Vending Machines: The Latest Recession Victim

Vending Machines: The Latest Recession Victim

Vending machine thefts are rocketing, thanks to hard times.

Criminal gangs in Georgia, South Carolina, Mississippi and New York are targeting vending machines according to the Wall Street Journal.

Although vending machine owners factor in the assumption that 3 percent of sales will disappear thanks to sticky-fingered employees and petty thefts, the problem is getting worse, according to the WSJ, with criminals using welding torches and bolt cutters to break into machines.

"My sense is that theft is on the rise as there are so many people in desperate times," Mark Manney, chief executive of Loss Prevention Results Inc., told the WSJ.

Vending machine operators told the WSJ that the trend was exacerbated by several instructional videos on YouTube offering vending machine-looting expertise.

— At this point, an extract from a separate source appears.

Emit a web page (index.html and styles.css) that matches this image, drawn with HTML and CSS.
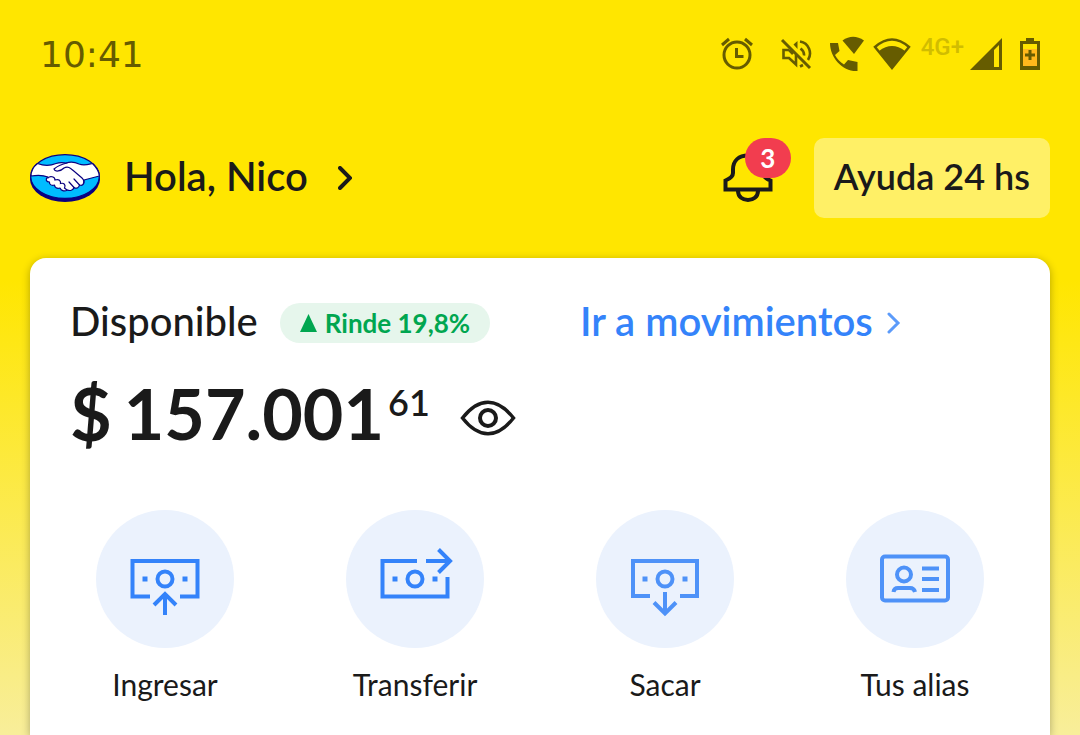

The snack attacks come as vending machine sales fall. According to figures from trade magazine
Automatic Merchandiser, U.S. sales fell 10 percent, from $22 billion in 2008, to almost $20 billion in 2009.

With razor thin profit margins of 1 percent, every theft makes a difference, and with thefts usually amounting to just a few dollars, cops stay away.

The WSJ reports on vending machine owners who are responding with wireless security systems that can send mid-heist alerts. One such owner, Marcus Whitener, retrofitted 4,000 of his vending machines with wireless devices:

When a vending door is opened at unauthorized times or power is cut, Mr. Whitener receives a text message and email.

Within nine months of installing the systems, Mr. Whitener said, seven of his 25 route drivers quit or were fired. Five quit after he started asking questions about cash shortages.